Yonder Journal: (Dis)Enchanted Rock Permanent May 20, 2014

"For a relaxing time...make it a Suntory time."—Cole Maness

You’re damned if you do and damned if you don’t…

The last Yonder Journal Brovet in Austin was a clusterfuck of epic proportions. I planned the ride, which, in context was one of the best 300 mile loops in Texas Hill Country. That context though, is slightly mottled, since, you know, I live in Texas and these guys are from California and Oregon – which has some of the best riding in the country. Maybe they’re soft-skinned liberals and I’m ok with Texas being stuck in the 17th century, or maybe riding for 40 hours in the pissing – just above freezing – rain just leaves a bad taste in your mouth.

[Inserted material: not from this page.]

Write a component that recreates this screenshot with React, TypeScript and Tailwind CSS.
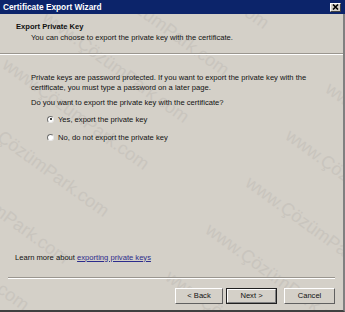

Context aside, I planned a 300 mile route, the weather was nice – 80 degrees and humid – hey, it’s Texas – and everyone arrived in Austin.

Cursed. We’re all cursed. Or maybe I’m cursed? For whatever reason, mother nature took a shit on us, then smeared it on the route. 300 miles got cut in half, we had to bail so people could catch their flights. Ty got drunk – after he and Kelli got engaged. Moi got drunk. Kyle threw up in my yard. Hahn got drunk and raided dirty laundry.

The story goes deeper than this over at Yonder Journal! Head over to read about the Curse and (Dis)Enchanted Rock. See a few more selections below and follow Yonder on Instagram as they’re in the middle of another Brovet down South!












  • Chris Valente

    Sooo when is the review of your waterproof breathable asschaps?

  • Mike Kimbro

    I don’t care what that guy says, Enchanted Rock is still pretty cool in my book.

    • It is, his point was that we were all so wrecked after riding in the just-above freezing temps that NOTHING was cool… Aside from getting wasted!

      • Mike Kimbro

        It did look miserable (but I bet an awesome ride in nice weather). And damn this Texas pride getting me fired up at the internet!

  • Fred P

    “It will rain on you for 48 hours. It will rain every second of every minute of every hour for two whole-entire days. And not just rain-rain, we’re talking about a bona fide deluge, the stuff Fundamentalist Baptists get excited about, that’s right, it will get Biblical on you. You will have your own category-sized Tempest chaperoning you around Texas. All day and all night. On the upside, they’re just like Vampires, you have to invite them inside otherwise they have to wait outside.”